A quasi quarant’anni dal suo debutto con Sesso, bugie e videotape, Steven Soderbergh continua a sorprendere. Con Presence, presentato come un horror ma in realtà più vicino a un dramma familiare sperimentale, il regista dimostra ancora una volta quanto sia instancabile nella sua ricerca formale. Dietro una storia di fantasmi apparentemente semplice, si cela infatti un’operazione cinematografica che riflette sullo sguardo, sull’assenza e sull’enigma della perdita, mettendo lo spettatore nei panni di una vera e propria presenza invisibile all’interno della scena.
L’occhio del fantasma
La trama è quella di molti ghost movie: una famiglia si trasferisce in una nuova casa e inizia a percepire strani fenomeni. Ma sin dalla prima inquadratura, Presence impone un punto di vista radicale. Non siamo esterni agli eventi, né testimoni neutri: siamo dentro la casa fin dal primo fotogramma, prima ancora che i protagonisti arrivino. La macchina da presa è letteralmente il “fantasma” del titolo. Si muove attraverso gli ambienti, spia le stanze, si insinua negli spazi più privati. La soggettiva diventa l’unico sguardo possibile, come se l’intero film fosse narrato da un’entità silenziosa, invisibile e onnipresente.
Soderbergh – che firma anche la fotografia, come di consueto sotto lo pseudonimo Peter Andrews – imposta il racconto attraverso una serie di lunghi piani sequenza, ciascuno costruito con rigore geometrico e movimenti fluidi. Il montaggio è ridotto al minimo, e il senso di continuità è claustrofobico: non possiamo mai davvero distogliere lo sguardo, perché la macchina da presa non ci lascia scampo. È un meccanismo che richiama il voyeurismo di L’occhio che uccide o La finestra sul cortile, ma riletto in chiave contemporanea e minimalista.

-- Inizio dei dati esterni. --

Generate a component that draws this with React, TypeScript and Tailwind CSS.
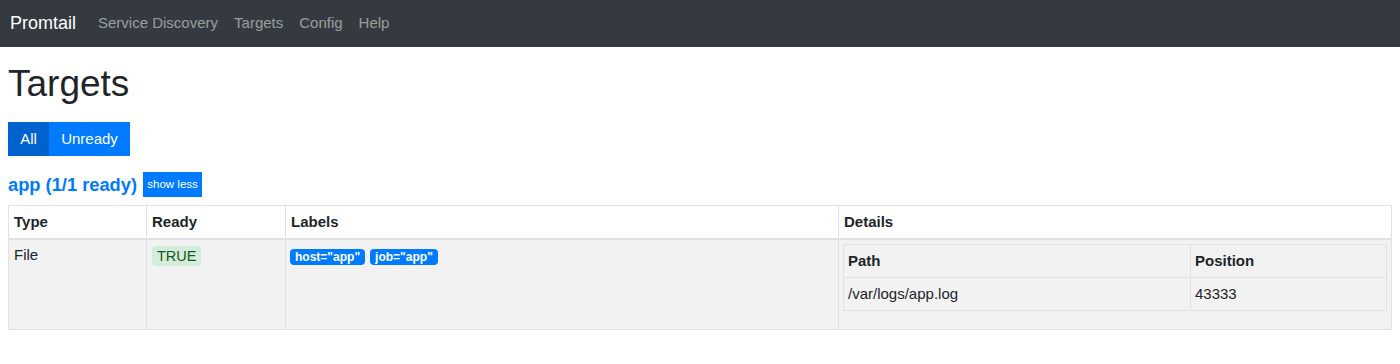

Un dramma familiare mascherato da horror
I protagonisti sono Rebekah (Lucy Liu), madre rigida e pragmatica, Chris (Chris Sullivan), padre più empatico e dimesso, e i loro due figli adolescenti: Chloe (Callina Liang), ancora sconvolta per la morte ambigua della sua migliore amica Nadia, e Tyler (Eddy Maday), un ragazzo narcisista e insensibile che cerca il controllo attraverso il disprezzo. La famiglia si sistema man mano in questa nuova casa, ma l’equilibrio è precario fin dal principio. Chloe è la prima ad avvertire una presenza estranea. All’inizio si pensa a un riflesso del trauma, ma le cose iniziano davvero a muoversi. Oggetti spostati, sensazioni inspiegabili, sguardi che sembrano provenire dal nulla.
Il dubbio si insinua: è tutto nella sua testa o c’è davvero qualcuno (o qualcosa) che la osserva? Le dinamiche interne alla famiglia, come è naturale, si complicano. Chris cerca di capire, Rebekah la zittisce, Tyler la prende in giro. In questo contesto, anche la figura di Ryan (West Mulholland), amico del fratello e nuovo interesse romantico di Chloe, aggiunge ulteriore ambiguità. Le relazioni si caricano di tensione, e quando entra in scena una medium per tentare di “leggere” la casa, la posta in gioco si fa più alta. È l’unica, oltre a Chloe, a guardare direttamente in camera, come se potesse davvero vederci. Ma l’effetto è disturbante, perché mette in crisi la nostra posizione di spettatori.
Non un horror da brividi, ma un’opera inquieta e cerebrale
Chi si aspetta jumpscare o colpi di scena alla The Conjuring resterà probabilmente deluso. Presence è un film che lavora per sottrazione: l’orrore non è tanto nella presenza, quanto nell’assenza. L’assenza di comunicazione tra i personaggi, l’assenza di empatia, l’assenza fisica di una persona a noi cara che non c’è più. Il film si muove su una linea sottile tra realtà e percezione, tra lutto e proiezione psichica. E proprio in questo equilibrio risiede la sua forza.
Il paragone con Storia di un fantasma di David Lowery è inevitabile, ma Soderbergh rifiuta la deriva elegiaca e poetica per restare dentro una dimensione più analitica e teorica. Più che commuovere, vuole far pensare. E infatti Presence si interroga sul linguaggio del cinema: chi guarda? Da dove viene lo sguardo? È davvero neutrale? Cosa accade quando lo sguardo diventa un personaggio?
Soderbergh continua a reinventarsi
Presence
Sommario
Presence è un film affascinante, cerebrale e anomalo, che rifugge i cliché dell’horror per costruire un’esperienza immersiva e inquieta. Un’opera “minore” solo in apparenza, che conferma Soderbergh come uno degli autori più vitali del cinema americano contemporaneo.